# [WORK TO BE COMPLETED]
Write out each line in which the string "full" is present.
+++
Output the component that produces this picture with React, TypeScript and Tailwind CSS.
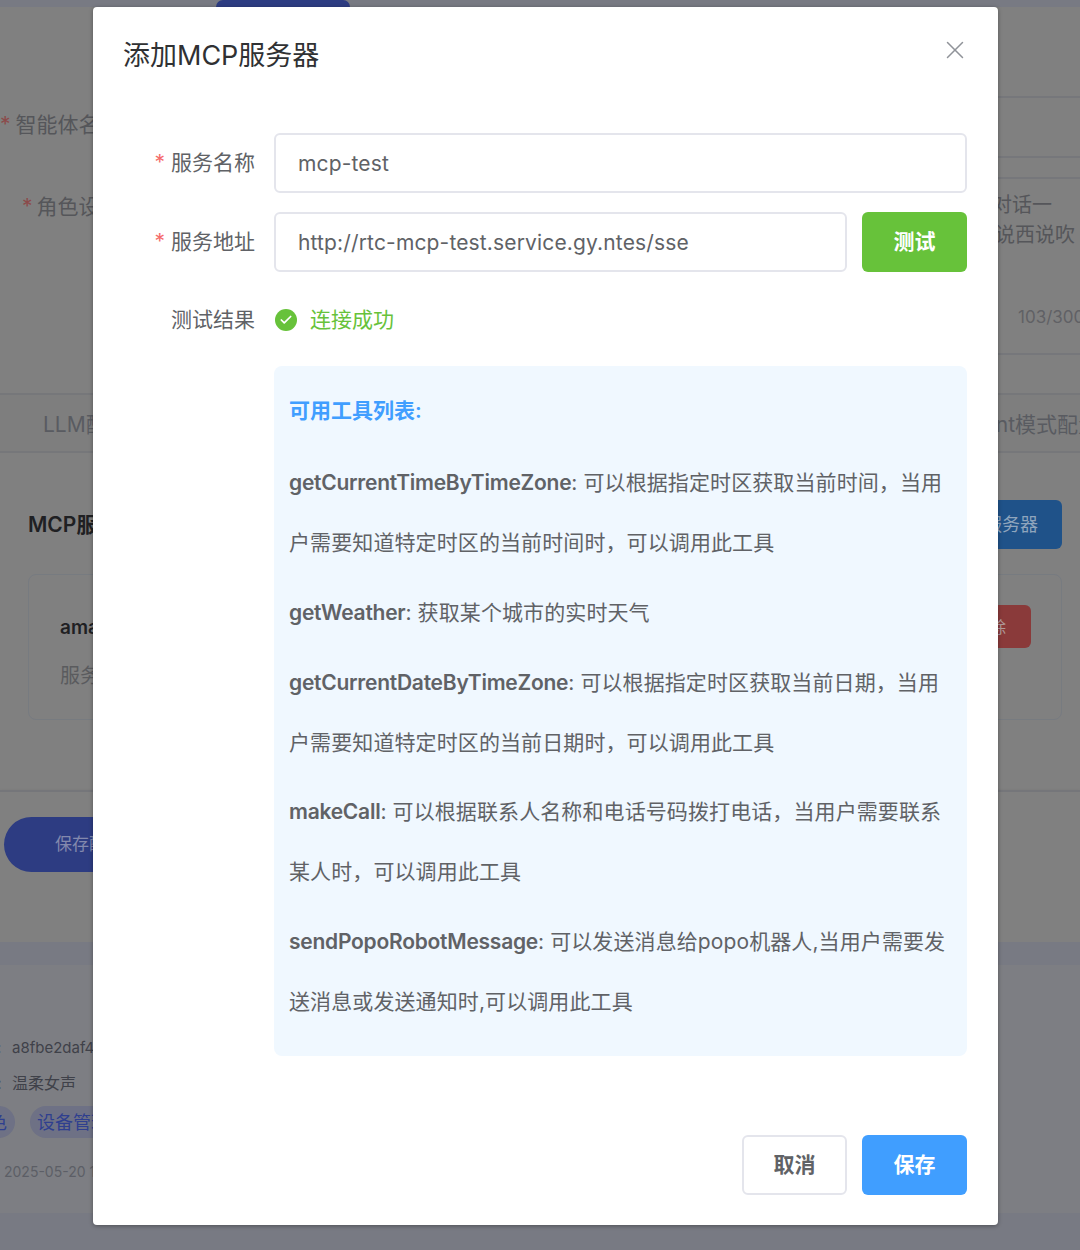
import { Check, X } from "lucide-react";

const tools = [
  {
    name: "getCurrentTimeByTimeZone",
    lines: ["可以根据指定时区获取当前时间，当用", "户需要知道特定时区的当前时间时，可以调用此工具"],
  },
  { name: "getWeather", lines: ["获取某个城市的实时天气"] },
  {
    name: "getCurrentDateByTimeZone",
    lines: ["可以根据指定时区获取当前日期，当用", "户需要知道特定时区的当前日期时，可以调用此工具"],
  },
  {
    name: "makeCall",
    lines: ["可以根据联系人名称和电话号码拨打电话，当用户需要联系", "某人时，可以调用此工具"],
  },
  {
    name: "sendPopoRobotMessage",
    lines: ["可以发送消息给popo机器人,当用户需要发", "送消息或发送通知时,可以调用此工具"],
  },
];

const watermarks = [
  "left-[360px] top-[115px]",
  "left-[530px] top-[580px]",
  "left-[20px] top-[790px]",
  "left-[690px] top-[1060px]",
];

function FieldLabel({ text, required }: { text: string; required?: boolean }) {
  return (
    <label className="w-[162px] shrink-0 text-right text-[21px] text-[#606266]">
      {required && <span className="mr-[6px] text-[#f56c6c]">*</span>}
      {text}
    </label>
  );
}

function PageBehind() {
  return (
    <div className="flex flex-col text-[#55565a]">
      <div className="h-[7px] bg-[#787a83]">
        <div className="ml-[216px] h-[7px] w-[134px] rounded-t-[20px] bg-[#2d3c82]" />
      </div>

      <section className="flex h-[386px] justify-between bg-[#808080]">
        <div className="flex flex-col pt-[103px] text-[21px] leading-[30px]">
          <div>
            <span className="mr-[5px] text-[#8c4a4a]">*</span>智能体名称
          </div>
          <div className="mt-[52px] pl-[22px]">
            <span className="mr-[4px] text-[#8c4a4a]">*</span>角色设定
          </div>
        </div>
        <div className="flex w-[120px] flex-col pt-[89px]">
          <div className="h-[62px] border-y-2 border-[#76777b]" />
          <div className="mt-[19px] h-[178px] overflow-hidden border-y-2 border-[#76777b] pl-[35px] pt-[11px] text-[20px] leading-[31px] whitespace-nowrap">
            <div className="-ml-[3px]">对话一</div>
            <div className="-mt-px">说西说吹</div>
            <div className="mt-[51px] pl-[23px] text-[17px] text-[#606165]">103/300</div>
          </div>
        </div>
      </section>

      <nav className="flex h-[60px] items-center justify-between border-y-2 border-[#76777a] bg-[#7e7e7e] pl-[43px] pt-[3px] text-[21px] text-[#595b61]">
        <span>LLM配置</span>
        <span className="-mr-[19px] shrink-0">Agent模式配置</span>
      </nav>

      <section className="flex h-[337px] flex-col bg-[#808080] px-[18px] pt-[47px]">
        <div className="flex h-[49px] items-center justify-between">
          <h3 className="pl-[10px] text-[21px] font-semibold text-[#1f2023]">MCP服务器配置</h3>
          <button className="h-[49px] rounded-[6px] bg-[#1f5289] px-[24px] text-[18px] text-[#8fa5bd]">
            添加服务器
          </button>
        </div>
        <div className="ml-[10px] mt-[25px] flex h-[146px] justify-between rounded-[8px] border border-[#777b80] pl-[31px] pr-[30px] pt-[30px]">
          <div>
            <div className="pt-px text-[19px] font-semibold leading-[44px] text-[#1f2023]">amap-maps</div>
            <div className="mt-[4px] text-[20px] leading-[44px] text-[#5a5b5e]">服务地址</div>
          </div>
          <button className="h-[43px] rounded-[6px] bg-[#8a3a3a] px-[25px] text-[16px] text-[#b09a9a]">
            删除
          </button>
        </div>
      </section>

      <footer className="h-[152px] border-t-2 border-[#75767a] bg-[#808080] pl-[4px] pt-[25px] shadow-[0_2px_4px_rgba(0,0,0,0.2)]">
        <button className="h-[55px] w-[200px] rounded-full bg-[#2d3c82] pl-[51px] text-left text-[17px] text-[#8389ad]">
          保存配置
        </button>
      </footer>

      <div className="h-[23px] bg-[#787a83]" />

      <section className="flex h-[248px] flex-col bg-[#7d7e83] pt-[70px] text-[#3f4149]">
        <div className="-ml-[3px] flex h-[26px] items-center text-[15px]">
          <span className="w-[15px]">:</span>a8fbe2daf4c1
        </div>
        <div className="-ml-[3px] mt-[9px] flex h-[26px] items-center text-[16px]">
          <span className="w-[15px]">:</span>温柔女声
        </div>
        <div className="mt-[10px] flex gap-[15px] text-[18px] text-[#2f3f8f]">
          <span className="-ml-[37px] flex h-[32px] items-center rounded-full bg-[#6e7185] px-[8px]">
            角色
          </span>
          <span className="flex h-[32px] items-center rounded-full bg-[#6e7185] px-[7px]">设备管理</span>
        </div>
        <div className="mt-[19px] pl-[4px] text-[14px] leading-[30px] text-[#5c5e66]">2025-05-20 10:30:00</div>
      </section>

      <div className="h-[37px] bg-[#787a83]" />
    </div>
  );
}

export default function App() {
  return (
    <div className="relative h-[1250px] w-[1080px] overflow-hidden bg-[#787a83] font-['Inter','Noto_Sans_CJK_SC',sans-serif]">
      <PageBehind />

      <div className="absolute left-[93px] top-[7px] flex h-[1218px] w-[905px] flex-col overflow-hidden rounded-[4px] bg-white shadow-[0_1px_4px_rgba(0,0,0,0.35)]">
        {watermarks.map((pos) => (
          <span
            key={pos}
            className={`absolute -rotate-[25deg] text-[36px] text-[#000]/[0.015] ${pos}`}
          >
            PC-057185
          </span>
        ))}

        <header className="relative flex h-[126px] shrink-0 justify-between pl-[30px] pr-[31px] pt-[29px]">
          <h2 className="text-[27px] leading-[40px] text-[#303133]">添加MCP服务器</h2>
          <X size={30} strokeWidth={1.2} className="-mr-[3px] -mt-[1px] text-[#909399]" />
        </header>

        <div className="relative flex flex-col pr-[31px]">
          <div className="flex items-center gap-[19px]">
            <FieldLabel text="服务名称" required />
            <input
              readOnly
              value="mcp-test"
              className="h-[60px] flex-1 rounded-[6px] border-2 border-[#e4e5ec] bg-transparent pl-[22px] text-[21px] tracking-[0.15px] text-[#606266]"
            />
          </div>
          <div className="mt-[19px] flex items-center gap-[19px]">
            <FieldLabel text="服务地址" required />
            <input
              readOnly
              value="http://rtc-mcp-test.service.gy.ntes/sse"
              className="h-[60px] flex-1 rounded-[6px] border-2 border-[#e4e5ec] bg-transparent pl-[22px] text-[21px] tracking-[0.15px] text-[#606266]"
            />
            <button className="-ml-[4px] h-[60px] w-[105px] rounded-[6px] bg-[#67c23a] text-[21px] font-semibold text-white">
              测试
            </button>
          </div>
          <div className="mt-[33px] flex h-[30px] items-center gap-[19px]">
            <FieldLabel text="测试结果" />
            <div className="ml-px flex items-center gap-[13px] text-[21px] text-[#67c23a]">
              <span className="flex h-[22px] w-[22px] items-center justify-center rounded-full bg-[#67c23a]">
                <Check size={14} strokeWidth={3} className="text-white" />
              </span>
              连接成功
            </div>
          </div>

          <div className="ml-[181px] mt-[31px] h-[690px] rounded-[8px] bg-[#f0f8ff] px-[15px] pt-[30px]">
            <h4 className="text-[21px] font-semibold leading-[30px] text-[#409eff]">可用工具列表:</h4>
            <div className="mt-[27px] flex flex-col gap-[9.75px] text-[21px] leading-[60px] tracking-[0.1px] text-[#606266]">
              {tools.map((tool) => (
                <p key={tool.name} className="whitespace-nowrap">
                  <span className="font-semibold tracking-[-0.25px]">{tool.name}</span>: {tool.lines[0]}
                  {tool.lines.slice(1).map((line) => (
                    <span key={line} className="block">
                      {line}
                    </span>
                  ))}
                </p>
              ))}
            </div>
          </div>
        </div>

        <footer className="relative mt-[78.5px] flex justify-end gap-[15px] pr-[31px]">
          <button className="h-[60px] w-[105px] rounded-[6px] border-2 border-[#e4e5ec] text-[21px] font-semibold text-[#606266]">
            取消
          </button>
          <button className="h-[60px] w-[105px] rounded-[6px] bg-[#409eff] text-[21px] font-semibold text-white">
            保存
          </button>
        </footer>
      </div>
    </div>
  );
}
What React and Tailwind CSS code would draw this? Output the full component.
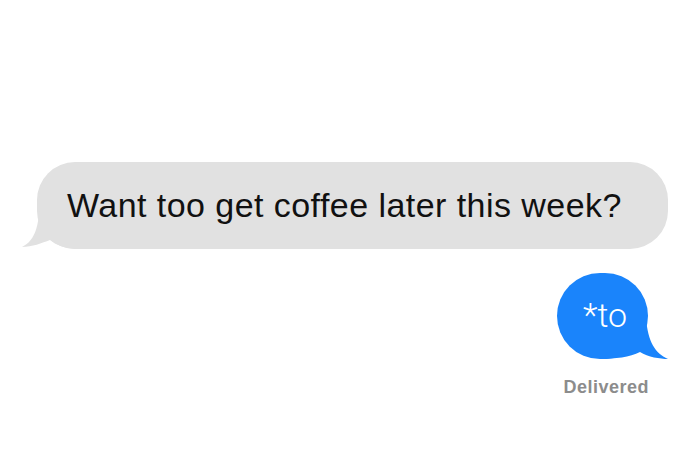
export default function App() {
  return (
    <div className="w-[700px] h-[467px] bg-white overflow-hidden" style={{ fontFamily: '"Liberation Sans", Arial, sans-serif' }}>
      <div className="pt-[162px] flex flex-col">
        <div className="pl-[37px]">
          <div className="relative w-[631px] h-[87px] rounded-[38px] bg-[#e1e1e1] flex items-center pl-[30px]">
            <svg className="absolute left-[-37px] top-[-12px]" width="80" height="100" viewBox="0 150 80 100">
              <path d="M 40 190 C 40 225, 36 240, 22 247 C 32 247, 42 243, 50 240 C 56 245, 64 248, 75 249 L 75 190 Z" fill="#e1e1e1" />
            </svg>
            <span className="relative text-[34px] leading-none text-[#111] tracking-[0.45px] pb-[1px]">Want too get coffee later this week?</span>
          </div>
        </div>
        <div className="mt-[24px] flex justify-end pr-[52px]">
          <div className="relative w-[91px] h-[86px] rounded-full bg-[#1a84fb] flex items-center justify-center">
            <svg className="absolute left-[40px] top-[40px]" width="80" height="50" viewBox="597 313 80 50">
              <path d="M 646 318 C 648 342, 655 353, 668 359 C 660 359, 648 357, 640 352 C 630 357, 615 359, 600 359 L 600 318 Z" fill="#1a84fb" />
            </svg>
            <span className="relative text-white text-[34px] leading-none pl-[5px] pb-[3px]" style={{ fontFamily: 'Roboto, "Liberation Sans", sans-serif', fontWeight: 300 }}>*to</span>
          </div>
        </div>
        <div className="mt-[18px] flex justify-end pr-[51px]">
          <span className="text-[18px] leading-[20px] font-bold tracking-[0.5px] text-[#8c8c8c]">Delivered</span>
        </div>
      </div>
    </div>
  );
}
+++
# [WRITTEN ANSWER]
        <button className="h-[55px] w-[200px] rounded-full bg-[#2d3c82] pl-[51px] text-left text-[17px] text-[#8389ad]">
          <span className="-ml-[37px] flex h-[32px] items-center rounded-full bg-[#6e7185] px-[8px]">
          <span className="flex h-[32px] items-center rounded-full bg-[#6e7185] px-[7px]">设备管理</span>
              <span className="flex h-[22px] w-[22px] items-center justify-center rounded-full bg-[#67c23a]">
What React and Tailwind CSS code would draw this? Output the full component.
          <div className="relative w-[91px] h-[86px] rounded-full bg-[#1a84fb] flex items-center justify-center">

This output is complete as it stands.